6. Migration Strategy with Inopli Support

Migrating from one SIEM platform to another is inherently complex, but with Inopli acting as the centralized incident management and rule documentation layer, the transition can be executed in a structured and transparent manner. Instead of exposing SOC analysts to the instability of partially configured environments, Inopli abstracts away the underlying migration activities, ensuring that incident creation and escalation processes remain intact throughout.
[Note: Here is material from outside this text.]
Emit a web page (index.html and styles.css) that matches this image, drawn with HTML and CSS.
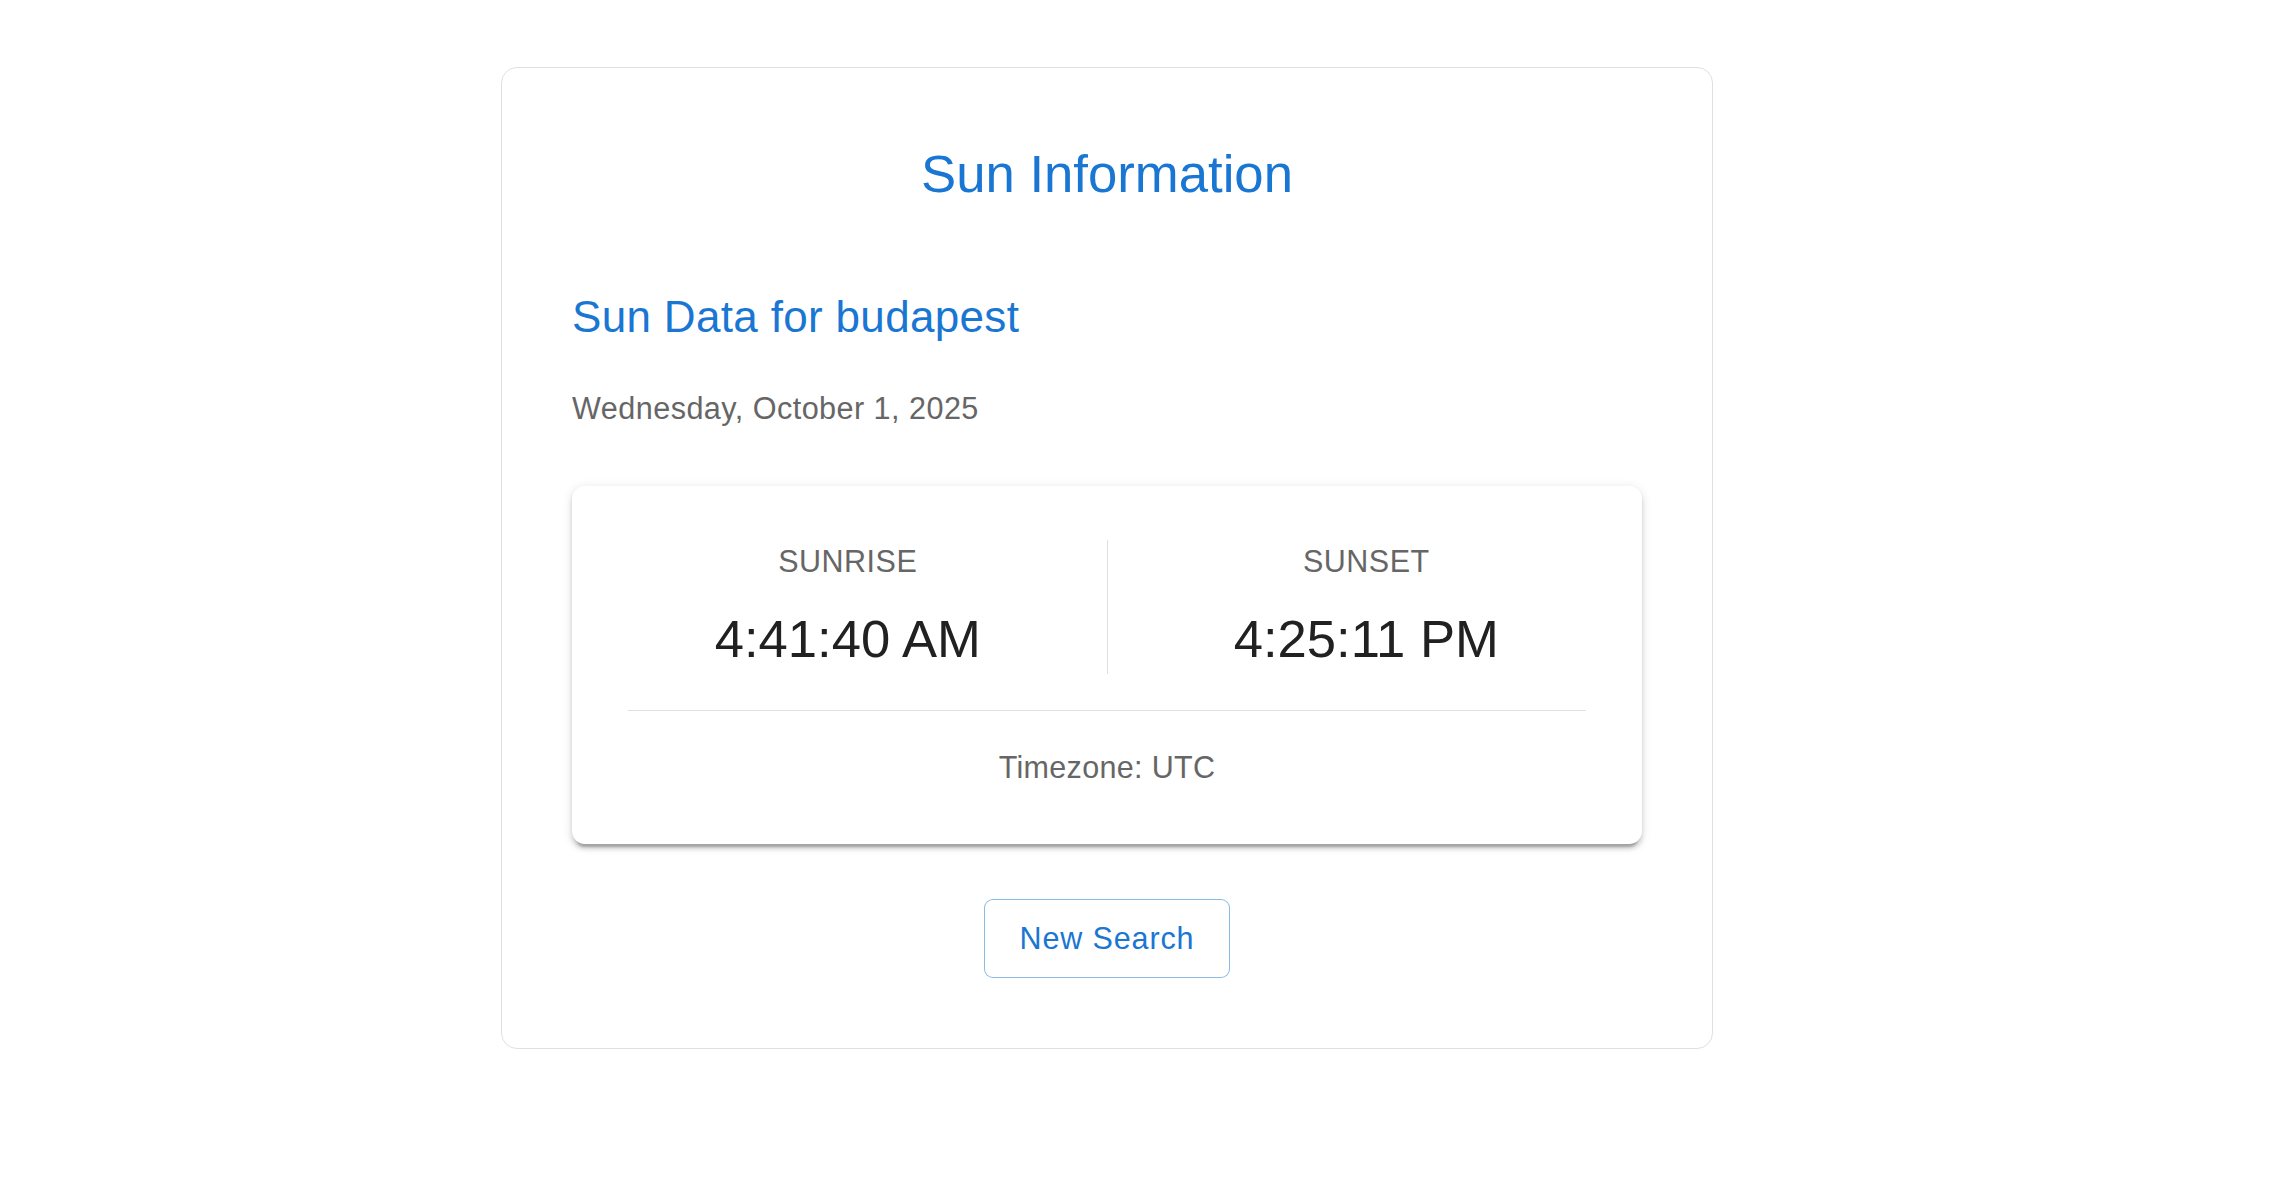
FILE: index.html
```html
<!DOCTYPE html>
<html lang="en">
<head>
<meta charset="utf-8">
<title>Sun Information</title>
<link rel="stylesheet" href="styles.css">
</head>
<body>
<div class="page">
  <div class="card">
    <h1 class="title">Sun Information</h1>
    <h2 class="subtitle">Sun Data for budapest</h2>
    <p class="date">Wednesday, October 1, 2025</p>
    <div class="sun-card">
      <div class="sun-row">
        <div class="sun-col">
          <div class="label">SUNRISE</div>
          <div class="time">4:41:40 AM</div>
        </div>
        <div class="vdivider"></div>
        <div class="sun-col">
          <div class="label">SUNSET</div>
          <div class="time">4:25:11 PM</div>
        </div>
      </div>
      <hr class="hdivider">
      <p class="tz">Timezone: UTC</p>
    </div>
    <div class="actions">
      <button class="btn" type="button">New Search</button>
    </div>
  </div>
</div>
</body>
</html>
```

FILE: styles.css
```css
* { box-sizing: border-box; }
html, body {
  margin: 0;
  padding: 0;
  background: #ffffff;
  font-family: "Liberation Sans", Arial, Helvetica, sans-serif;
}
.page {
  padding: 67px 0 0 501px;
}
.card {
  width: 1212px;
  border: 1px solid #e0e0e0;
  border-radius: 16px;
  padding: 71px 70px 70px 70px;
  background: #fff;
}
.title {
  margin: 0;
  text-align: center;
  color: #1976d2;
  font-weight: 400;
  font-size: 52.7px;
  line-height: 69.4px;
}
.subtitle {
  margin: 74px 0 0 0;
  color: #1976d2;
  font-weight: 400;
  font-size: 44px;
  line-height: 69.8px;
  letter-spacing: 0.33px;
}
.date {
  margin: 35px 0 0 0;
  color: #666666;
  font-size: 30.6px;
  line-height: 43.6px;
  letter-spacing: 0.45px;
}
.sun-card {
  margin-top: 55px;
  background: #fff;
  border-radius: 13px;
  padding: 54px 17px 54px 17px;
  box-shadow: 0 6.5px 2px -4.4px rgba(0,0,0,0.2), 0 4.4px 4.4px 0 rgba(0,0,0,0.14), 0 2px 11px 0 rgba(0,0,0,0.12);
}
.sun-row {
  display: flex;
  align-items: stretch;
}
.sun-col {
  flex: 1 1 0;
  display: flex;
  flex-direction: column;
  align-items: center;
  padding-bottom: 4px;
}
.vdivider {
  width: 1px;
  background: #e0e0e0;
}
.label {
  color: #666666;
  font-size: 30.5px;
  line-height: 43.6px;
  letter-spacing: 0.5px;
}
.time {
  margin-top: 25px;
  color: #212121;
  font-size: 52.6px;
  line-height: 62px;
}
.hdivider {
  margin: 36px 39px 0 39px;
  border: 0;
  border-top: 1px solid #e0e0e0;
  height: 0;
}
.tz {
  margin: 35px 0 0 0;
  text-align: center;
  color: #666666;
  font-size: 30.5px;
  line-height: 43.6px;
  letter-spacing: 0.33px;
}
.actions {
  display: flex;
  justify-content: center;
  margin-top: 55px;
}
.btn {
  font-family: "Liberation Sans", Arial, Helvetica, sans-serif;
  font-size: 30.5px;
  line-height: 53.4px;
  letter-spacing: 0.87px;
  white-space: nowrap;
  color: #1976d2;
  background: #fff;
  border: 1px solid rgba(25,118,210,0.5);
  border-radius: 9px;
  padding: 11.8px 35px;
  cursor: pointer;
}
```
6.1 Core Requirements for a Transparent Migration

The foundation of an Inopli-supported migration relies on three key requirements:

1. Documentation of All Correlation Rules in Inopli: Before migration begins, the existing correlation rules are fully documented in Inopli, including their logic, intended purpose, and expected outputs providing an authoritative reference that decouples rule knowledge from the legacy SIEM’s proprietary format, reducing the risk of knowledge loss or inconsistent reimplementation.

2. Manual Addition of New SIEM Rule IDs: As each rule is recreated in the new SIEM, its unique identifier (rule ID) is manually associated with the documented entry in Inopli. This mapping allows Inopli to maintain continuity of rule tracking and ensure that alerts generated in the new SIEM can be tied back to their documented detection logic.

3. Configuration of SIEM Integration with Inopli: Inopli is integrated with the new SIEM’s alerting pipeline so that alerts are ingested, evaluated, and escalated consistently with the existing incident workflows. From the SOC’s perspective, incident creation, escalation paths, and SLA reporting remain unchanged, even while the underlying detection engine is being swapped.

6.2 Migration Phases with Inopli

• Phase 1 – Preparation and Rule Documentation: Inventory all existing correlation rules, document them in Inopli, and establish the baseline for migration.

• Phase 2 – Rule Mapping and New SIEM Integration: As rules are rebuilt in the new SIEM, their identifiers are linked within Inopli, ensuring traceability and alignment between old and new environments.

• Phase 3 – Controlled Transition: Data sources are re-routed to the new SIEM progressively. Inopli continues to evaluate alerts and create incidents, insulating analysts from disruptions in visibility.

• Phase 4 – Post-Migration Validation: Alert volumes, categories, and incident workflows are monitored against baselines established in the documentation phase, ensuring the new SIEM is performing as intended.